What role do you think regulatory bodies should play in promoting secure technologies like yours?
Regulatory bodies have a crucial role in setting standards that encourage the adoption of innovative security protocols. By providing clear guidelines and incentives for using advanced security measures, they can help foster an environment where safety and trust are prioritized, especially in critical sectors like agriculture and transportation.
How do you envision the future of agricultural IoT and autonomous networks with your protocols in place?
I envision a future where these networks operate with a high degree of security and efficiency, leading to smarter decision-making in agriculture and safer transportation systems. STUN and VET can help create ecosystems where data integrity is guaranteed, reducing the risk of fraud and enhancing operational effectiveness. This would ultimately improve productivity and safety for everyone involved.

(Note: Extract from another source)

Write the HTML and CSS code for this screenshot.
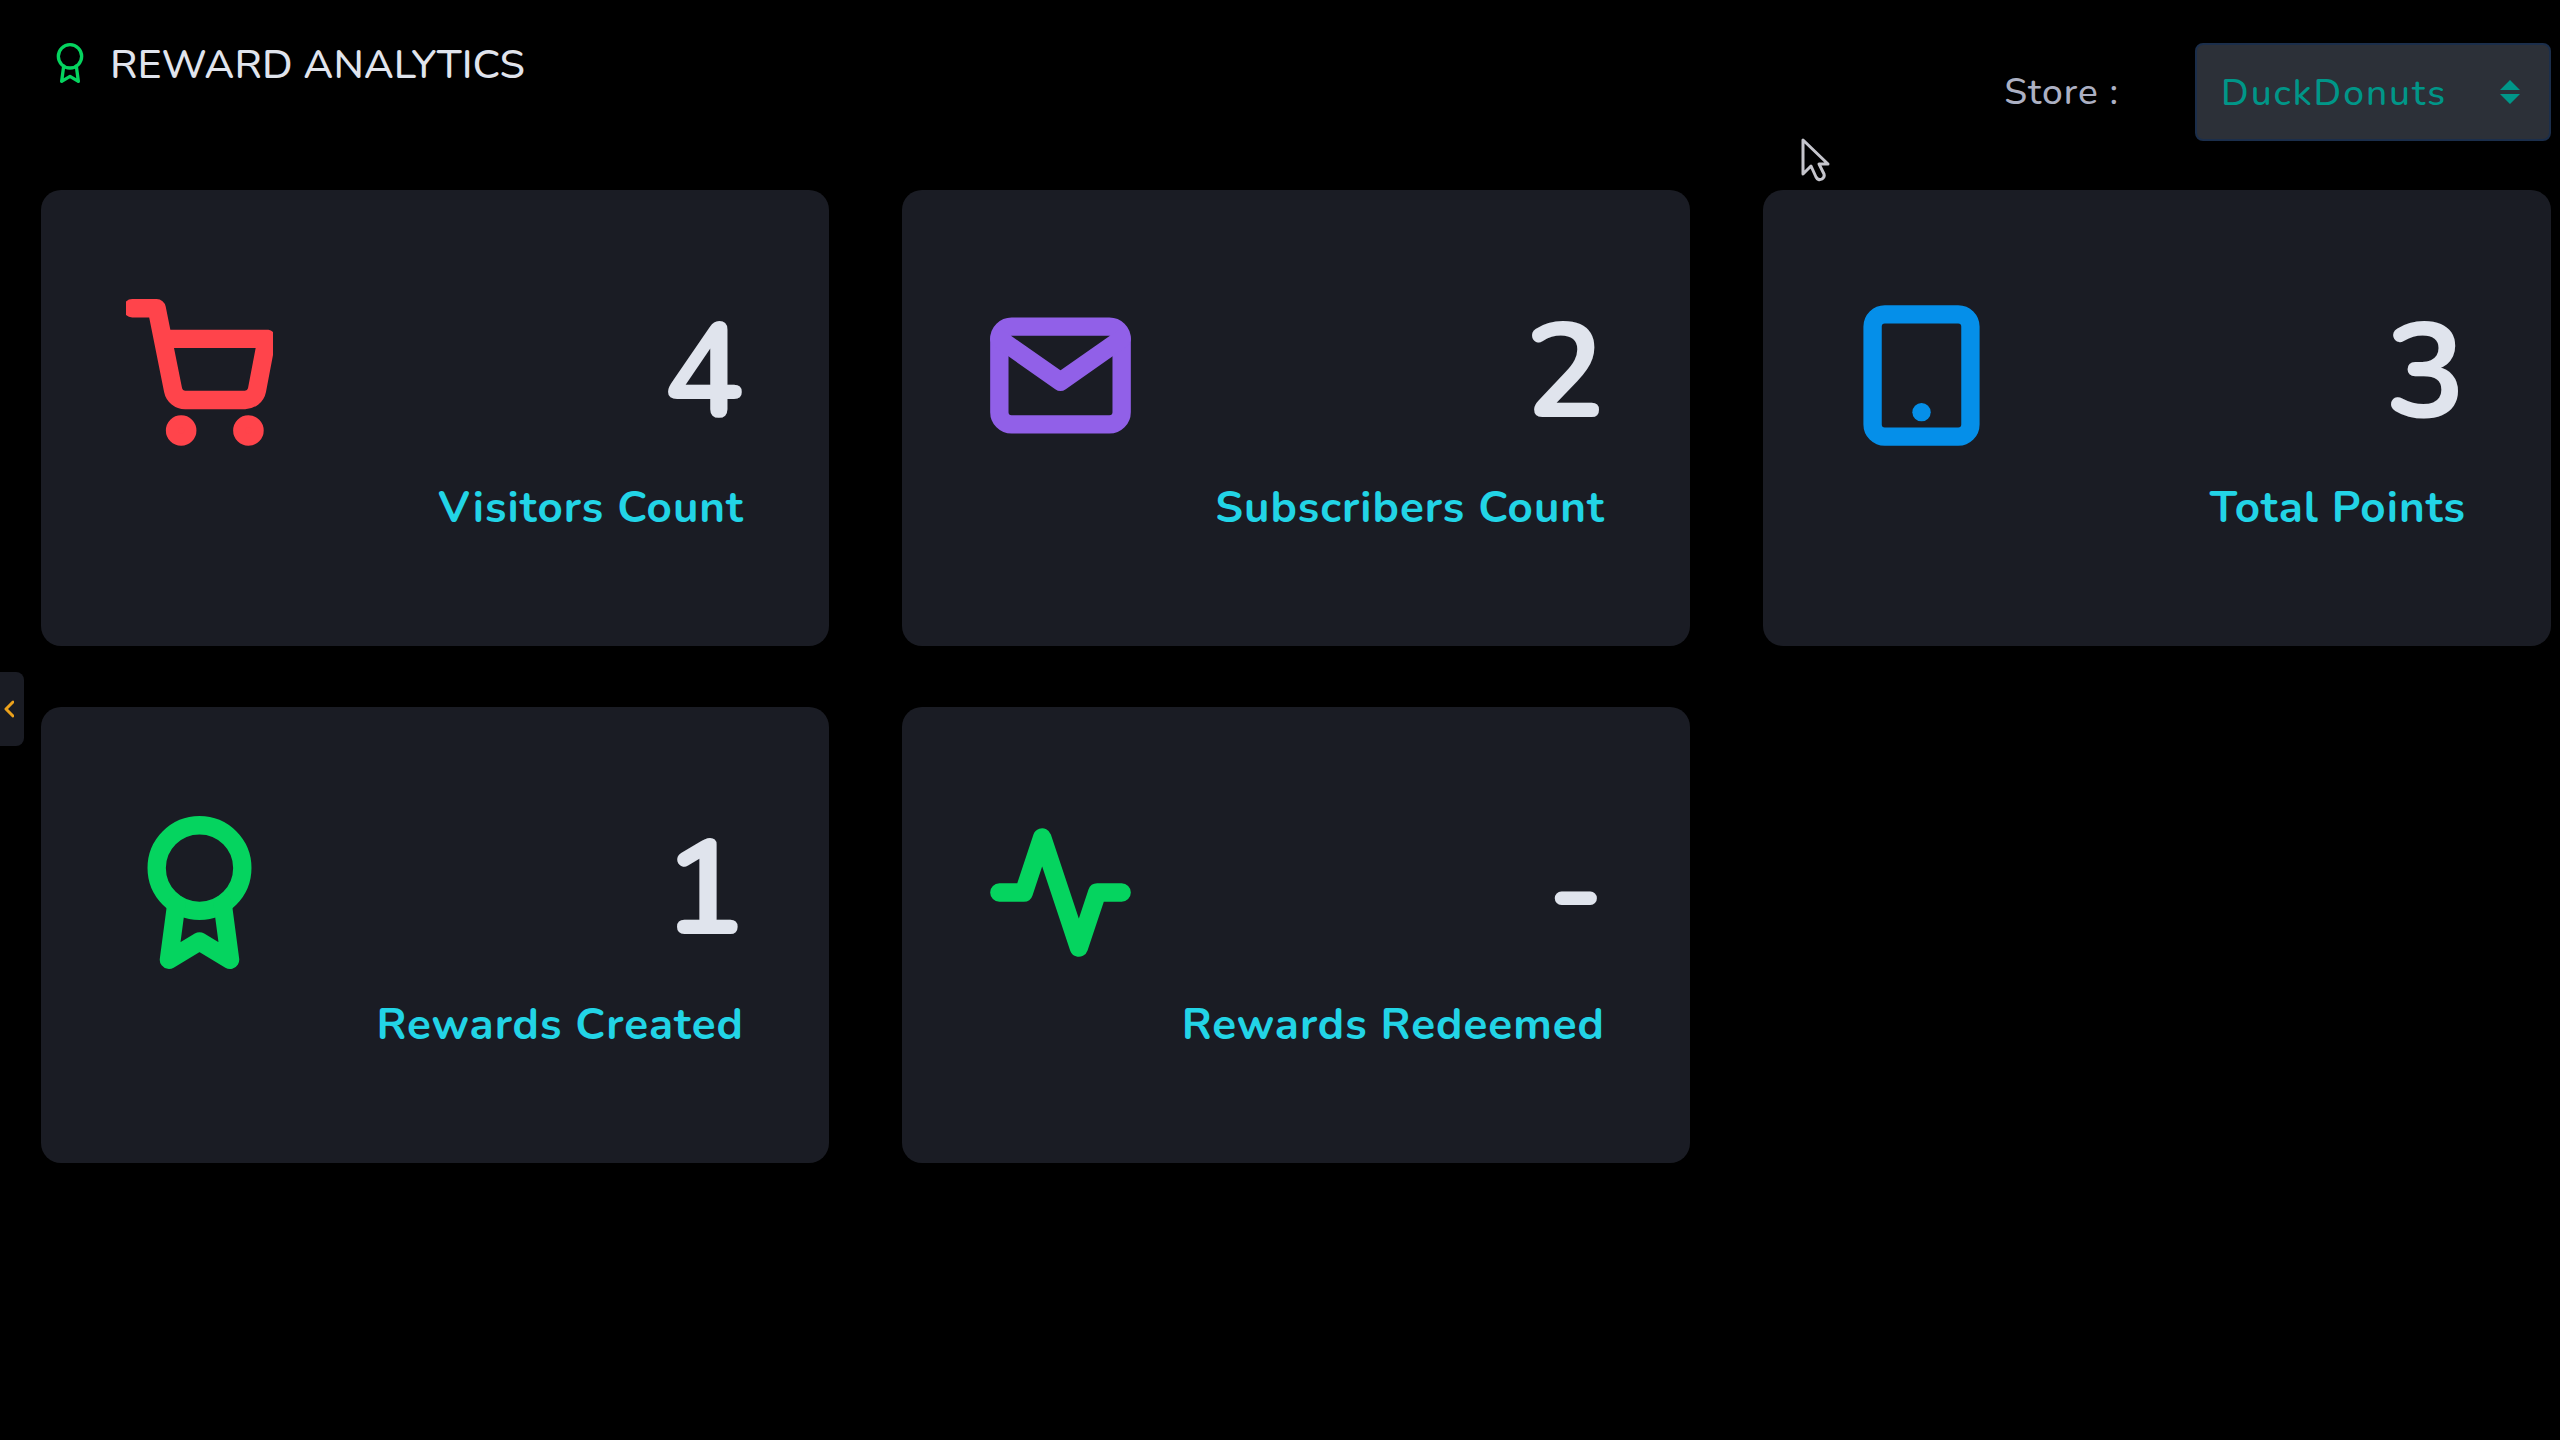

Given the rapid advancements in technology, how do you keep your research relevant and forward-thinking?
Staying relevant requires continuous learning and adaptation. I actively engage with the latest research, attend conferences, and collaborate with other experts in the field. Additionally, I focus on real-world applications, ensuring that my work addresses current industry needs while anticipating future challenges.
What advice would you give to young researchers interested in the fields of IoT and network security?
My advice would be to remain curious and open-minded. The fields of IoT and network security are evolving rapidly, so staying updated with trends is vital. Focus on practical applications of your research, and don’t hesitate to collaborate across disciplines. Interdisciplinary work can lead to groundbreaking solutions that address complex problems.
Lastly, what impact do you hope your work will have on future generations?
I hope my work inspires future researchers to prioritize security and innovation in technology. By demonstrating that effective, scalable solutions are possible, I want to encourage others to tackle pressing global challenges. Ultimately, I envision a future where technology enhances safety, efficiency, and quality of life for everyone.